Saturday, March 30, 2024

Hyper Extremes

 

On Page 52 of his book, The Passionate State of Mind, Eric Hoffer has three entries which I quote and then comment on.

 

Hoffer: “          82

 

Everything seems possible when we are absolutely helpless or absolutely powerful—and both states stimulate our credulity.”

 

My response: Hoffer reminds the reader that the masses serving as the grunts or true believers in the mass movement armies are absolutely helpless or absolutely powerless while the guru or demagogue in charge is absolutely powerful, so they could exhibit an attitude of absolute credulity about any absurd proclamation.

 

By contrast a sober individual of self-esteem will be mildly optimistic and always a bit skeptical about the inevitability or infallibility of any human plan or undertaking.

 

Hoffer:           83

 

The charlatan is not usually a cynical individual who preys on the credulous.
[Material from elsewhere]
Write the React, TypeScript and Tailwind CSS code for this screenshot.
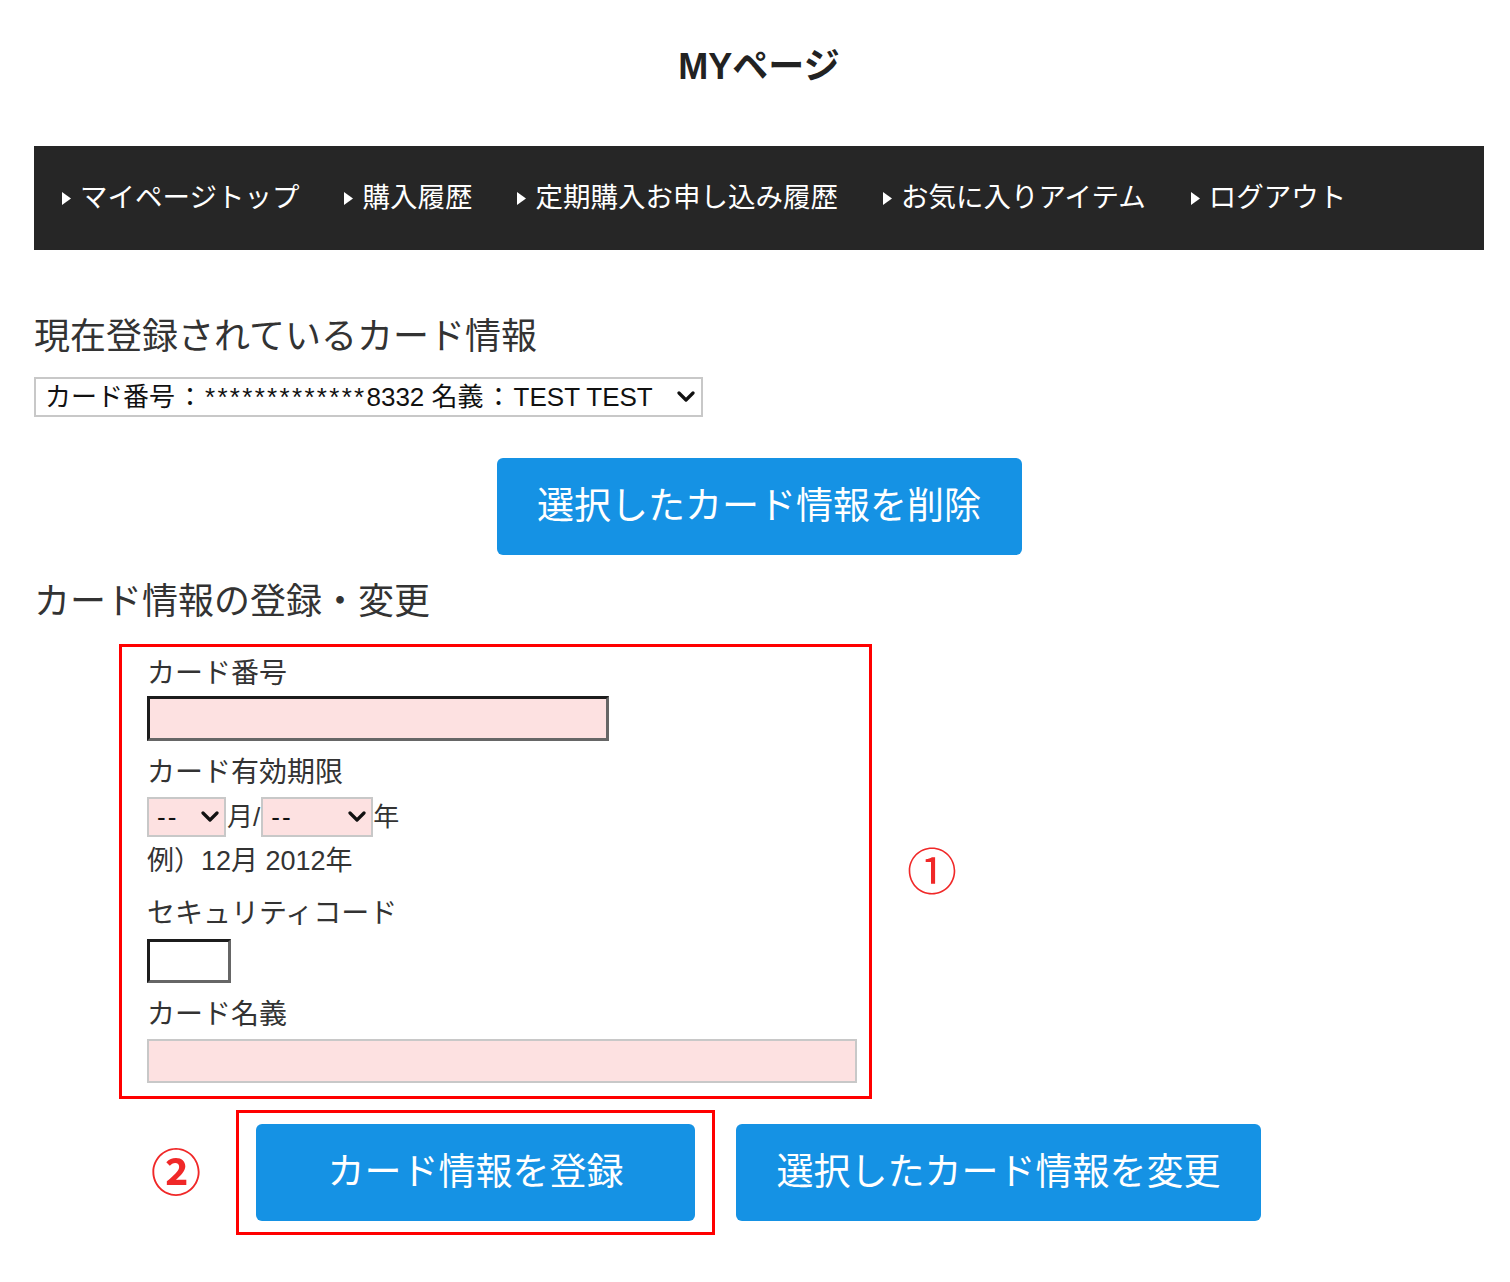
import React from 'react';

const FONT = 'font-["Liberation_Sans","Noto_Sans_CJK_JP",sans-serif]';

function NavItem({ label }: { label: string }) {
  return (
    <div className="flex items-center">
      <svg width="9" height="13" viewBox="0 0 9 13" className="mr-[9px]">
        <path d="M0 0 L9 6.5 L0 13 Z" fill="#ffffff" />
      </svg>
      <span>{label}</span>
    </div>
  );
}

function Chevron() {
  return (
    <svg width="18" height="12" viewBox="0 0 18 12">
      <path d="M2 2 L9 9 L16 2" fill="none" stroke="#111" strokeWidth="3.2" strokeLinecap="round" strokeLinejoin="round" />
    </svg>
  );
}

export default function App() {
  const navItems = ['マイページトップ', '購入履歴', '定期購入お申し込み履歴', 'お気に入りアイテム', 'ログアウト'];

  return (
    <div className={`min-h-screen w-[1510px] bg-white text-[#333] ${FONT}`}>
      <div className="pl-[34px] pr-[26px]">
        {/* title */}
        <div className="h-[146px] pt-[47px]">
          <h1 className="text-center text-[36px] leading-[40px] font-bold text-[#222]">MYページ</h1>
        </div>

        {/* nav */}
        <nav className="h-[104px] bg-[#262626] flex items-center pl-[28px] gap-[45px] text-white text-[27.5px] leading-none">
          {navItems.map((n) => (
            <NavItem key={n} label={n} />
          ))}
        </nav>

        {/* registered card */}
        <h2 className="mt-[67px] text-[36px] leading-[40px]">現在登録されているカード情報</h2>
        <div className="mt-[20px] w-[669px] h-[40px] border-2 border-[#c8c8c8] flex items-center justify-between pl-[9px] pr-[6px] text-[26px] text-[#111]">
          <span>
            カード番号<span className="mx-[2px]">：</span>
            <span className="tracking-[2.3px]">*************</span>8332 名義<span className="mx-[2px]">：</span>TEST TEST
          </span>
          <Chevron />
        </div>

        <div className="mt-[41px] flex justify-center">
          <button className="w-[525px] h-[97px] rounded-[6px] bg-[#1592e4] text-white text-[37px]">
            選択したカード情報を削除
          </button>
        </div>

        <h2 className="mt-[27px] text-[36px] leading-[40px]">カード情報の登録・変更</h2>

        {/* form */}
        <div className="mt-[22px] ml-[85px] flex items-center">
          <div className="w-[753px] border-[3px] border-[#ff0000] pl-[25px] pt-[9px] pb-[13px] text-[28px] leading-[36px]">
            <div>カード番号</div>
            <div className="mt-[4px] w-[462px] h-[45px] bg-[#fde1e1] border-[3px] border-t-[#1c1c1c] border-l-[#1c1c1c] border-r-[#666] border-b-[#666]" />

            <div className="mt-[14px]">カード有効期限</div>
            <div className="mt-[6px] flex items-center text-[26px]">
              <div className="w-[79px] h-[40px] bg-[#fde1e1] border-2 border-[#c8c8c8] flex items-center justify-between pl-[8px] pr-[5px] text-[#111]">
                <span className="tracking-[2px]">--</span>
                <Chevron />
              </div>
              <span className="mx-[1px]">月/</span>
              <div className="w-[112px] h-[40px] bg-[#fde1e1] border-2 border-[#c8c8c8] flex items-center justify-between pl-[8px] pr-[5px] text-[#111]">
                <span className="tracking-[2px]">--</span>
                <Chevron />
              </div>
              <span>年</span>
            </div>
            <div className="mt-[6px] text-[27px]">例）12月 2012年</div>

            <div className="mt-[17px]">セキュリティコード</div>
            <div className="mt-[7px] w-[84px] h-[44px] bg-white border-[3px] border-t-[#1c1c1c] border-l-[#1c1c1c] border-r-[#666] border-b-[#666]" />

            <div className="mt-[14px]">カード名義</div>
            <div className="mt-[6px] w-[710px] h-[44px] bg-[#fde1e1] border-2 border-[#c8c8c8]" />
          </div>
          <span className="ml-[35px] pb-[8px] text-[50px] leading-none text-[#f02828] font-['Noto_Sans_CJK_JP',sans-serif]">①</span>
        </div>

        {/* buttons */}
        <div className="mt-[11px] flex items-center">
          <span className="ml-[117px] w-[51px] pb-[8px] text-[50px] leading-none text-[#f02828] font-bold font-['Noto_Sans_CJK_JP',sans-serif]">②</span>
          <div className="ml-[34px] border-[3px] border-[#ff0000] px-[17px] py-[11px]">
            <button className="w-[439px] h-[97px] rounded-[6px] bg-[#1592e4] text-white text-[37px]">
              カード情報を登録
            </button>
          </div>
          <button className="ml-[21px] w-[525px] h-[97px] rounded-[6px] bg-[#1592e4] text-white text-[37px]">
            選択したカード情報を変更
          </button>
        </div>
      </div>
    </div>
  );
}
It is the credulous themselves who manifest a propensity for charlatanism. When we believe ourselves in possession of the only truth, we are likely to be indifferent to common everyday truths. Self-deception, credulity and charlatanism are somehow linked together.”

 

My response: The charlatan is likely cynical in part, but much of his persuasiveness is that he, over time, increasingly comes to believe the lies that he tells repeatedly, and thus he is persuasive to his gullible, credulous audience, for he sincerely believes the nonsense that he is preaching them to accept.

 

The group-liver, the nonindividuator, practicing altruist-collectivist ethics, is a creature hiding from the self and from God inside a group in quiet times, and inside a mass movement in more momentous turbulent times. Self-deception and mutual deception with and among other insiders is the way of life. These liars are ripe for the picking for any charlatan or con man to scoop up, ensnare, command, enslave and exploit.

 

As true believers, these liars and fanatics are convinced that they possess the absolute truth and last word on everything. They can be taught anything and will believe anything their leader spoon-feeds them, no matter how contradictory, bizarre or unrealistic it seems to be so obviously to any outsider.

 

Hoffer: “          84

 

Modern man is weighed down more by the burden of responsibility than by the burden of sin. We think him more a savior who shoulders our responsibilities than him who shoulders our sins. If instead of making decisions we have but to obey and do our duty, we feel it as sort of a salvation.”

 

My response: We are not much bothered by sin, even after World War Two, when Hoffer wrote these books since we were already a secularized people, to a large extent. But, as the Western ideal of the mind of the individual as sovereign still reigned, it was incumbent then and now that he individual shoulder his responsibilities as a competent, productive, hard-working, even maverizing individual.

 

Many people want to join the collectivity and be told what to do and what to think. We find it a source of salvation to be relieved of the burden of existing as a separate person who makes his own choices and must answer for the choices selected.